4年前のブラジルW杯にさかのぼる。当時、住んでいたシンガポール。英語学校の日本人たちと一緒に試合を見た。韓国人男性のクラスメートに「韓国の最終戦はお前と一緒に応援するから、日本の最終戦は俺たちと一緒に見よう!」と誘った。

私には、なんの魂胆もない。単純に彼のことが好きだったから誘ったと思う。彼は日本人の中に唯一、韓国人として来てくれた。そして約束通り、韓国戦は彼と日本人クラスメートと韓国料理屋でソメク(焼酎とビール)を飲みながら観戦した。

あれは「世界大会で近所のクラスメートの国が出てるんだからお互い応援しようぜ」という私なりのナショナルアイデンティティーだったかもしれない。

大事なことは尊重しあう気持ち

決勝トーナメント・日本対ベルギー戦。また彼女と一緒に例の公営ギャンブルに行った。店に入るなり「おお!日本代表のお出ましだ!」と店長が叫ぶ。既に入っていた10名ほどのお客が私に注目する。

あいにく日本代表のユニフォームは持っていないので、その代わりにと清水エスパルスのユニフォームを着て行った。月曜日の深夜2時だったので試合が始まるころにはお客も減って、3人組の男性と白髪のおじいさんがいた。
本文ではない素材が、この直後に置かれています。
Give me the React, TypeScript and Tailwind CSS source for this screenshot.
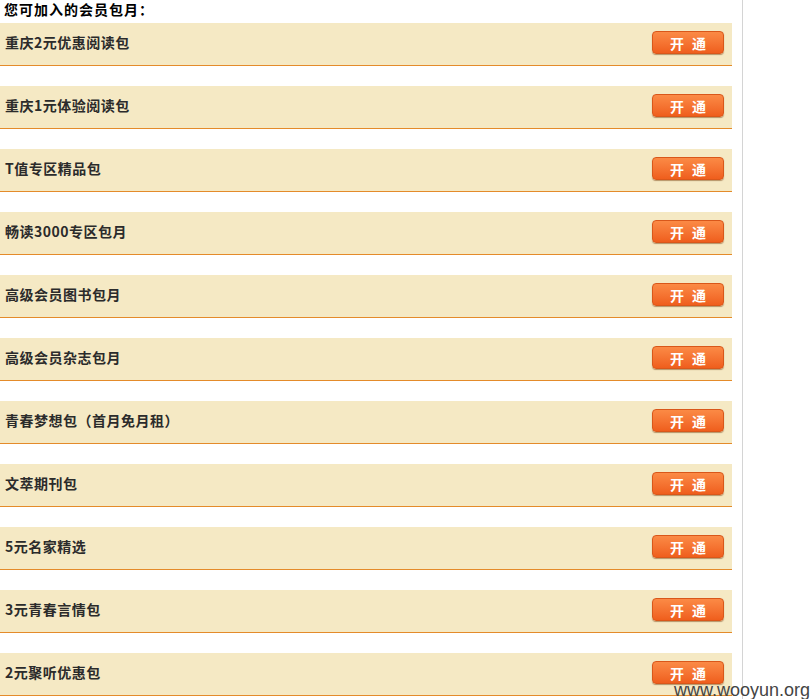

白髪のおじいさんは「お前日本人だろ?いくら賭けた?」と聞いてきた。私が「100元」と答えると「俺は1000元も賭けたのに!」と豪快に笑う。それを見て店長は「応援することが大事で金額は関係ない」と言った。

台湾特有のゆるい空気を発するこのお店が大好きだ。

「仕事デ若イトキニ日本ニ行ッタ」
「上野動物園ニ行ッタコトガアル」
「ブルーライト横浜ハ歌エルカ?」

おじいさんは試合中、お構いなしに片言の日本語で話しかけてくる。台湾の老人世代のナショナルアイデンティティーは日本にあるのかもしれないな。

台湾と韓国は日本統治という歴史的背景は似ているが、日本に対するナショナルアイデンティティーは大きく異なる。それはW杯を通して彼らの反応を見れば明らかだ。海外で外国人といるだけで、W杯が単なるサッカーの試合以上の意味を持ち始めるのは興味深い。

試合は予想外に日本が先制。さらに2点目。3人組の男性も日本に賭けていたらしく点が決まると「うおおお!」と一緒に喜びハイタッチをした。興奮は頂点に達した。多くの台湾人は無条件に日本に賭けているようだった。ベスト8が終わり、台湾公営ギャンブルの売上は50億元(約180億円)を超えたとTVで伝えられていた。

今回のW杯で異なるナショナルアイデンティーを持つ人間たちをリスペクトすること、それから目の前の外国人にとって私も1人の日本代表であることを実感した。しっかり自分なりに咀嚼して海外で生きて行こうと思う。

試合は日本の逆転負け。店を出る際に私は店長に「残念だけど仕方ない。今後の試合はもっと楽な気分で賭けれるよ」と言うと店長は優しそうな顔して笑った。